Another challenge on the rise is “brain dump” sites, where anyone preparing for an exam can pay for complete versions of certification tests, which include the actual questions and the answer key. Playing on the industry’s lack of success in containing content theft for professional certifications, organized groups continue to use dummy test-takers who only serve to memorize or copy the entire question sequence when registering for the test. This information is then relayed to individual candidates for a fee sometimes as high as $2500/ test.
For those looking to combat the rise in professional certification cheating, the challenge is two-fold: preventing content leak/ theft and setting up security walls that are impenetrable for cheats to scale.
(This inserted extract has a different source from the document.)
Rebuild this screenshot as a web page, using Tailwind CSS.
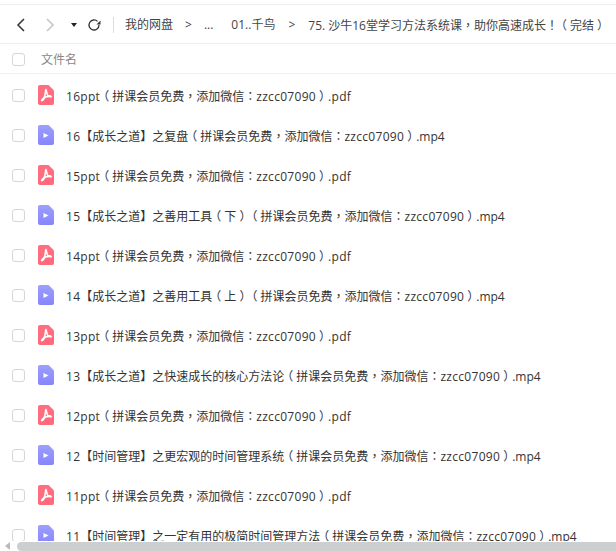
<!DOCTYPE html>
<html><head><meta charset="utf-8"><script src="https://cdn.jsdelivr.net/npm/@tailwindcss/browser@4"></script></head>
<body class="bg-white">
<svg width="0" height="0" class="absolute"><defs>
<linearGradient id="mg" x1="0" y1="0" x2="0" y2="1"><stop offset="0" stop-color="#9d9fff"/><stop offset="1" stop-color="#8585fc"/></linearGradient>
<linearGradient id="pg" x1="0" y1="0" x2="0" y2="1"><stop offset="0" stop-color="#ff6f7f"/><stop offset="1" stop-color="#ff6a7c"/></linearGradient>
<symbol id="pdf" viewBox="0 0 16 20"><path d="M2 0H10.500L16 5.500V18a2 2 0 0 1-2 2H2a2 2 0 0 1-2-2V2a2 2 0 0 1 2-2Z" fill="url(#pg)"/><path d="M8 4.500C7 5 8 9 6.500 11.500 5.500 13.500 3.500 15 3.500 15.500 4 16.500 6 14 7 12.300 9 11.500 11.500 11.300 13 11.800 13.500 11 12 10.500 9.800 10.600 8.500 9 8.700 5 8 4.500Z" fill="none" stroke="#fff" stroke-width="1.500"/></symbol>
<symbol id="mp4" viewBox="0 0 16 20"><path d="M2 0H10.500L16 5.500V18a2 2 0 0 1-2 2H2a2 2 0 0 1-2-2V2a2 2 0 0 1 2-2Z" fill="url(#mg)"/><path d="M5.500 8 10.500 10.500 5.500 13Z" fill="#fff"/></symbol>
</defs></svg>
<div class="relative h-[551px] w-[616px] overflow-hidden font-['Open_Sans','Noto_Sans_CJK_SC',sans-serif] text-[12px] text-[#333] [text-spacing-trim:space-all]">
  <div class="mt-1 flex h-[40px] items-center whitespace-nowrap border-y border-[#eeeeee] pt-[2px] text-[#444]">
    <svg class="ml-[16px]" width="9" height="14" viewBox="0 0 9 14"><path d="M8 1 2 7l6 6" fill="none" stroke="#333" stroke-width="1.500"/></svg>
    <svg class="ml-[21px]" width="9" height="14" viewBox="0 0 9 14"><path d="M1 1l6 6-6 6" fill="none" stroke="#c4c4c4" stroke-width="1.500"/></svg>
    <svg class="ml-[16px]" width="6" height="4" viewBox="0 0 6 4"><path d="M0 0H6L3 4Z" fill="#222"/></svg>
    <svg class="ml-[10px]" width="14" height="14" viewBox="0 0 14 14"><path d="M12 7a5 5 0 1 1-1.500-3.600" fill="none" stroke="#333" stroke-width="1.300"/><path d="M13.500 2.500V6.500H9.500Z" fill="#333"/></svg>
    <div class="ml-[12px] h-[16px] w-px bg-[#dddddd]"></div>
    <span class="ml-[11px]">我的网盘</span>
    <span class="ml-[12px]">&gt;</span>
    <span class="ml-[12px]">...</span>
    <span class="ml-[18px]">01..千鸟</span>
    <span class="ml-[13px]">&gt;</span>
    <span class="ml-[13px]">75. 沙牛16堂学习方法系统课<span class="font-['Noto_Sans_CJK_TC']">，</span>助你高速成长<span class="font-['Noto_Sans_CJK_TC']">！</span><span class="relative -left-[3px]">（</span>完结<span class="relative left-[3px]">）</span></span>
  </div>
  <div class="flex h-[30px] items-center border-b border-[#f0f0f0] pt-[2px] text-[#888]">
    <div class="ml-[12px] size-[13px] rounded-[3px] border border-[#d6d6d6]"></div>
    <span class="ml-[16px]">文件名</span>
  </div>
  <div class="flex flex-col whitespace-nowrap pt-px">
    <div class="flex h-[40px] items-center"><div class="ml-[12px] size-[13px] rounded-[3px] border border-[#d6d6d6]"></div><svg class="ml-[13px]" width="16" height="20"><use href="#pdf"/></svg><span class="ml-[12px] pt-[2px]"><span class="tracking-[0.3px]">16ppt</span><span class="relative -left-[3px]">（</span>拼课会员免费<span class="font-['Noto_Sans_CJK_TC']">，</span>添加微信<span class="font-['Noto_Sans_CJK_TC']">：</span><span class="tracking-[0.3px]">zzcc07090</span><span class="relative left-[3px]">）</span><span class="tracking-[0.3px]">.pdf</span></span></div>
    <div class="flex h-[40px] items-center"><div class="ml-[12px] size-[13px] rounded-[3px] border border-[#d6d6d6]"></div><svg class="ml-[13px]" width="16" height="20"><use href="#mp4"/></svg><span class="ml-[12px] pt-[2px]"><span class="tracking-[0.3px]">16</span>【成长之道】之复盘<span class="relative -left-[3px]">（</span>拼课会员免费<span class="font-['Noto_Sans_CJK_TC']">，</span>添加微信<span class="font-['Noto_Sans_CJK_TC']">：</span><span class="tracking-[0.3px]">zzcc07090</span><span class="relative left-[3px]">）</span>.mp4</span></div>
    <div class="flex h-[40px] items-center"><div class="ml-[12px] size-[13px] rounded-[3px] border border-[#d6d6d6]"></div><svg class="ml-[13px]" width="16" height="20"><use href="#pdf"/></svg><span class="ml-[12px] pt-[2px]"><span class="tracking-[0.3px]">15ppt</span><span class="relative -left-[3px]">（</span>拼课会员免费<span class="font-['Noto_Sans_CJK_TC']">，</span>添加微信<span class="font-['Noto_Sans_CJK_TC']">：</span><span class="tracking-[0.3px]">zzcc07090</span><span class="relative left-[3px]">）</span><span class="tracking-[0.3px]">.pdf</span></span></div>
    <div class="flex h-[40px] items-center"><div class="ml-[12px] size-[13px] rounded-[3px] border border-[#d6d6d6]"></div><svg class="ml-[13px]" width="16" height="20"><use href="#mp4"/></svg><span class="ml-[12px] pt-[2px]"><span class="tracking-[0.3px]">15</span>【成长之道】之善用工具<span class="relative -left-[3px]">（</span>下<span class="relative left-[3px]">）</span><span class="relative -left-[3px]">（</span>拼课会员免费<span class="font-['Noto_Sans_CJK_TC']">，</span>添加微信<span class="font-['Noto_Sans_CJK_TC']">：</span><span class="tracking-[0.3px]">zzcc07090</span><span class="relative left-[3px]">）</span>.mp4</span></div>
    <div class="flex h-[40px] items-center"><div class="ml-[12px] size-[13px] rounded-[3px] border border-[#d6d6d6]"></div><svg class="ml-[13px]" width="16" height="20"><use href="#pdf"/></svg><span class="ml-[12px] pt-[2px]"><span class="tracking-[0.3px]">14ppt</span><span class="relative -left-[3px]">（</span>拼课会员免费<span class="font-['Noto_Sans_CJK_TC']">，</span>添加微信<span class="font-['Noto_Sans_CJK_TC']">：</span><span class="tracking-[0.3px]">zzcc07090</span><span class="relative left-[3px]">）</span><span class="tracking-[0.3px]">.pdf</span></span></div>
    <div class="flex h-[40px] items-center"><div class="ml-[12px] size-[13px] rounded-[3px] border border-[#d6d6d6]"></div><svg class="ml-[13px]" width="16" height="20"><use href="#mp4"/></svg><span class="ml-[12px] pt-[2px]"><span class="tracking-[0.3px]">14</span>【成长之道】之善用工具<span class="relative -left-[3px]">（</span>上<span class="relative left-[3px]">）</span><span class="relative -left-[3px]">（</span>拼课会员免费<span class="font-['Noto_Sans_CJK_TC']">，</span>添加微信<span class="font-['Noto_Sans_CJK_TC']">：</span><span class="tracking-[0.3px]">zzcc07090</span><span class="relative left-[3px]">）</span>.mp4</span></div>
    <div class="flex h-[40px] items-center"><div class="ml-[12px] size-[13px] rounded-[3px] border border-[#d6d6d6]"></div><svg class="ml-[13px]" width="16" height="20"><use href="#pdf"/></svg><span class="ml-[12px] pt-[2px]"><span class="tracking-[0.3px]">13ppt</span><span class="relative -left-[3px]">（</span>拼课会员免费<span class="font-['Noto_Sans_CJK_TC']">，</span>添加微信<span class="font-['Noto_Sans_CJK_TC']">：</span><span class="tracking-[0.3px]">zzcc07090</span><span class="relative left-[3px]">）</span><span class="tracking-[0.3px]">.pdf</span></span></div>
    <div class="flex h-[40px] items-center"><div class="ml-[12px] size-[13px] rounded-[3px] border border-[#d6d6d6]"></div><svg class="ml-[13px]" width="16" height="20"><use href="#mp4"/></svg><span class="ml-[12px] pt-[2px]"><span class="tracking-[0.3px]">13</span>【成长之道】之快速成长的核心方法论<span class="relative -left-[3px]">（</span>拼课会员免费<span class="font-['Noto_Sans_CJK_TC']">，</span>添加微信<span class="font-['Noto_Sans_CJK_TC']">：</span><span class="tracking-[0.3px]">zzcc07090</span><span class="relative left-[3px]">）</span>.mp4</span></div>
    <div class="flex h-[40px] items-center"><div class="ml-[12px] size-[13px] rounded-[3px] border border-[#d6d6d6]"></div><svg class="ml-[13px]" width="16" height="20"><use href="#pdf"/></svg><span class="ml-[12px] pt-[2px]"><span class="tracking-[0.3px]">12ppt</span><span class="relative -left-[3px]">（</span>拼课会员免费<span class="font-['Noto_Sans_CJK_TC']">，</span>添加微信<span class="font-['Noto_Sans_CJK_TC']">：</span><span class="tracking-[0.3px]">zzcc07090</span><span class="relative left-[3px]">）</span><span class="tracking-[0.3px]">.pdf</span></span></div>
    <div class="flex h-[40px] items-center"><div class="ml-[12px] size-[13px] rounded-[3px] border border-[#d6d6d6]"></div><svg class="ml-[13px]" width="16" height="20"><use href="#mp4"/></svg><span class="ml-[12px] pt-[2px]"><span class="tracking-[0.3px]">12</span>【时间管理】之更宏观的时间管理系统<span class="relative -left-[3px]">（</span>拼课会员免费<span class="font-['Noto_Sans_CJK_TC']">，</span>添加微信<span class="font-['Noto_Sans_CJK_TC']">：</span><span class="tracking-[0.3px]">zzcc07090</span><span class="relative left-[3px]">）</span>.mp4</span></div>
    <div class="flex h-[40px] items-center"><div class="ml-[12px] size-[13px] rounded-[3px] border border-[#d6d6d6]"></div><svg class="ml-[13px]" width="16" height="20"><use href="#pdf"/></svg><span class="ml-[12px] pt-[2px]"><span class="tracking-[0.3px]">11ppt</span><span class="relative -left-[3px]">（</span>拼课会员免费<span class="font-['Noto_Sans_CJK_TC']">，</span>添加微信<span class="font-['Noto_Sans_CJK_TC']">：</span><span class="tracking-[0.3px]">zzcc07090</span><span class="relative left-[3px]">）</span><span class="tracking-[0.3px]">.pdf</span></span></div>
    <div class="flex h-[40px] items-center"><div class="ml-[12px] size-[13px] rounded-[3px] border border-[#d6d6d6]"></div><svg class="ml-[13px]" width="16" height="20"><use href="#mp4"/></svg><span class="ml-[12px] pt-[2px]"><span class="tracking-[0.3px]">11</span>【时间管理】之一定有用的极简时间管理方法<span class="relative -left-[3px]">（</span>拼课会员免费<span class="font-['Noto_Sans_CJK_TC']">，</span>添加微信<span class="font-['Noto_Sans_CJK_TC']">：</span><span class="tracking-[0.3px]">zzcc07090</span><span class="relative left-[3px]">）</span>.mp4</span></div>
  </div>
  <div class="absolute inset-x-0 bottom-0 flex h-[10px] items-center bg-white">
    <svg class="ml-[5px]" width="5" height="8" viewBox="0 0 5 8"><path d="M5 0V8L0 4Z" fill="#bbbbbb"/></svg>
    <div class="ml-[7px] h-[9px] flex-1 rounded-l-[5px] bg-[#cdcecf]"></div>
  </div>
</div>
</body></html>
The answer lies in cloud-based certification platforms that make the use of cloud computing to organize, schedule, deliver, and assess certifications in large numbers, with tight controls on security.
Cloud-based testing, by definition, makes it difficult to define anything tangible for cheats to get their hands around. Since it is all online, it has the ability to immediately curb testing by proxy (where candidates pay someone else to take the test) through online proctoring. Currently, many facilities employ an on-site proctor, but unfortunately, there is no guarantee about this individual’s morality. Would s/he allow someone to cheat or falsify information? Who knows! With online proctoring, on the other hand, the matching of test takers and proctors can be greatly randomized. A camera pointed at the test taker can alert the proctor to any odd behavior, and real-time screen sharing can further limit the possibility of outside help.
Similarly, by not having any physical location to store the assessments, it makes it virtually impossible for hackers to access and retrieve data. Cloud-powered platforms encrypt the data, delivering questions one at a time directly to the candidate’s screen, and the answers are recorded at a central location with the results and certifications being processed in real-time. This also allows for each test to be randomized in context of question sequence to a candidate, thus making it difficult to memorize a specific exam version – even if someone has purchased a black-market copy of the test. This reduces the possibility of electronic theft and posting of test questions and answers on brain dump websites significantly.
A lot of the methods employed to cheat on certifications are not entirely new, just high tech versions of what’s always been around. With the tools that are now readily available, cheating is just an extension of the technology at our disposal.
Cloud-based testing may or may not be the perfect solution to eliminate cheating in certifications. However, with intelligent randomization of questions and random matching of proctors and test takers, cloud-based testing is a promising tool in the struggle to preserve the integrity of professional certifications.